The bill originally intended to earmark that funding stream for inlet dredging but when it was considered by the legislature, language in the bill changed to bring it into compliance with state ROT guidelines.
Under the change, all proceeds from the room occupancy tax collected in unincorporated areas will be managed by the New Hanover County Tourism Development Authority, with two-thirds of funds collected after July 1, 2014 earmarked for tourism promotion and one-third earmarked for tourism-related activities.
Davis was able to secure the $1 million previously accrued for tourism-related activities.
Rep. Rick Catlin, R-New Hanover, questioned the bill after he heard concerns from Figure Eight Island, part of the district he represents, but the bill was ratified July 25, when it become Session Law 2014-87.
Catlin is worried that the law as passed does not specifically allocate the funds for inlet maintenance.
“That’s my fundamental problem. I’m very concerned about losing that million dollars that if we had more time, I think we could probably be able to allocate it all to unincorporated inlet maintenance. Once this is done, I don’t know if we’ll ever be able to get this money back from the TDA,” Catlin said during a July 30 phone interview.
David Kellam, Figure Eight Island Homeowners’ Association administrator, echoed Catlin’s concern.
“Now the TDA will oversee it, and nothing at all against the TDA, it’s just there’s no guarantee that it will come back to the unincorporated waterways,” Kellam said during a July 30 phone interview.
Kellam said he sees all of the county’s inlets and waterways as essential to tourism.
“We’re not trying to get the funds at this time for Figure Eight, in any way, shape or form … but rather we want them to be used for the benefit of inlets throughout the county. I see that being able to operate boats safely in and out of inlets, and people being able to go enjoy the inlets and recreate in and around them as they do, is a major component of recreation, travel and tourism in this area,” Kellam said.

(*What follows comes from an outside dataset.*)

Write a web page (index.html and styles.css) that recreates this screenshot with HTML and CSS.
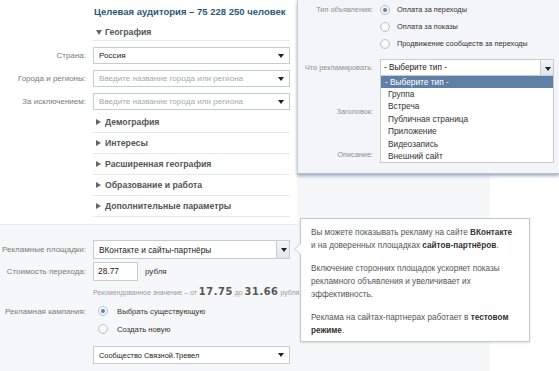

Davis said during a July 28 phone interview that a pending memorandum of agreement between the tourism development authority and beach town governments will ensure money allocated for tourism-related activities will be used for inlet dredging.
Both Catlin and Kellam said they would be comfortable with the bill if the agreement is signed.
“If [Davis] is able to do that, that’ll be successful. But we passed the legislation without that being in place, which was my concern,” Catlin said.
“I’m glad to hear that Rep. Davis is working with the TDA to come up with the best solution, so we may very well get to a positive outcome on this, and I hope we do,” Kellam said.
Kim Hufham, president and CEO of Wilmington and Beaches Convention and Visitors Bureau, said she expects the TDA to consider the agreement during an August meeting. An informal poll conducted early in the process showed the TDA in full support of using inlet dredging as the language included in the bill, but she said the board will ultimately make the decision to support an agreement.
“I cannot speak for the TDA on that because I have not spoken with any of them. We haven’t even seen an agreement yet. I know the county is working on one,” Hufham said during a July 30 phone interview.
Regardless of how the agreement plays out, Catlin plans to revisit state guidelines on room occupancy tax collection and use during the 2015 long session. He said the guidelines were created when more federal funds offset beach maintenance costs, and facing dwindling federal support, the rules should be changed.
“Finding a way to use that unincorporated fund in the room tax would have been a step in the right direction but overall, in the long session, it’s one of my intents to really look at revisiting the standards so that we have more flexibility for our coastal areas for use of our room tax,” Catlin said. “You could spend all the money on tourism you wanted to but if there’s no beaches and no waterways and no inlets, I’m not sure it would do you any good.”
Davis said he is open to any citizen input on reform of the ROT guidelines after the short session ends and before the long session begins.